I replaced both my rear UCA and they are tightened in place, new shocks and springs went in, car is still up on jacks. Should I be loosening them up, lower the car off the jacks and then tighten in place?
 
but the control arm bolts must be tightened only when the car is off the stand back onto the ground?
I replaced both my rear UCA and they are tightened in place, new shocks and springs went in, car is still up on jacks. Should I be loosening them up, lower the car off the jacks and then tighten in place?

I wouldn't worry about it. The factory arms did swing freely. I think the bushing needs to loosen up a bit. I also had to "encourage" the ball joint stud into the right angle to engage the knuckle.
 
So..... You got me thinking so went out for a test drive. The suspension worked flawlessly so I figure the bushings were a just stiff.
 
So the upper control arms don't like it when the LS is lowered. I just noticed tears in the boots of my upper control arms. I doubt mileage is an issue as the boots on my wife's LS look like new at 68K miles. I squirted some Shoo Goo on the tears so we'll see how long before I have to replace the arms.....
 
So the upper control arms don't like it when the LS is lowered. I just noticed tears in the boots of my upper control arms. I doubt mileage is an issue as the boots on my wife's LS look like new at 68K miles. I squirted some Shoo Goo on the tears so we'll see how long before I have to replace the arms.....

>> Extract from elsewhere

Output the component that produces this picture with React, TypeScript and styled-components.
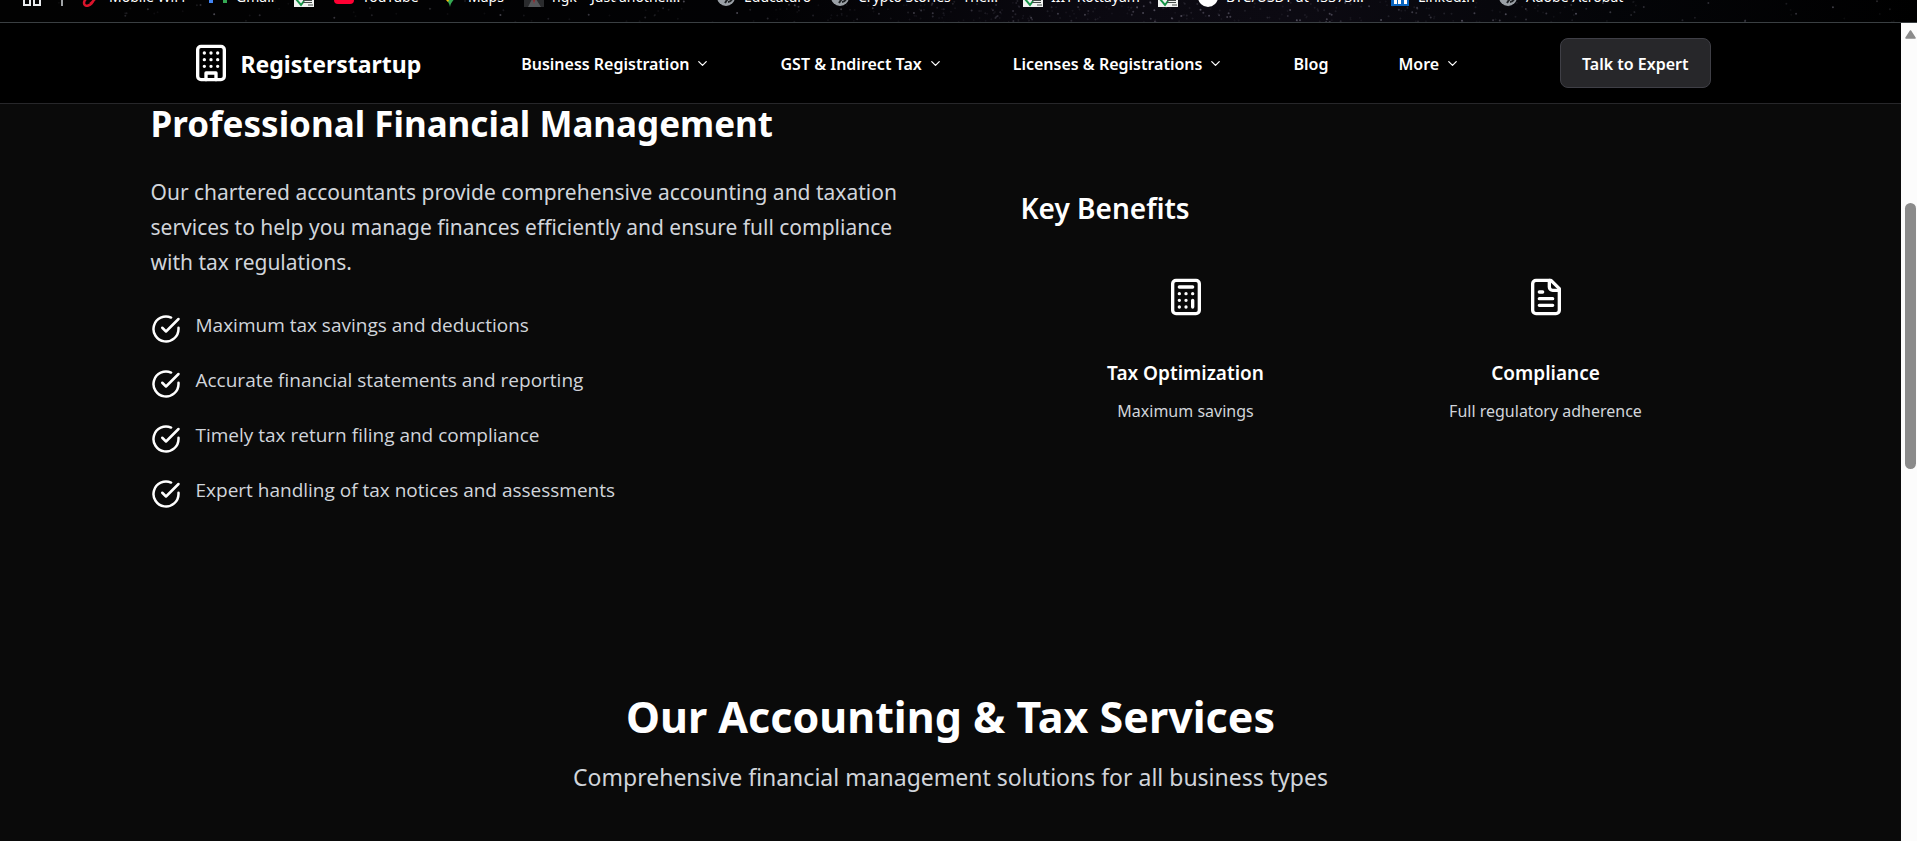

I suspect that when you lowered your car, an extra one-direction rotational twist was loaded into the boots. This twisting loads up the boots more and causes them to fail faster. If the boots did not rotate themselves from their old "neutral position" to the new lowered position. By hand see if you can get the boots to twist to where they feel like there is no rotational load on them. If this doesn't work, then you may have to loosen and then tighten the bolts holding the a-arm bushings to their mounts. This will allow the the bushing to rotate slightly to where there is no pre-load on the boot. I've found that the new boots on new a-arms will rotate by themselves to the neutral postion, but as the boot ages, it gets stuck to the OD of the bushing and wont self align.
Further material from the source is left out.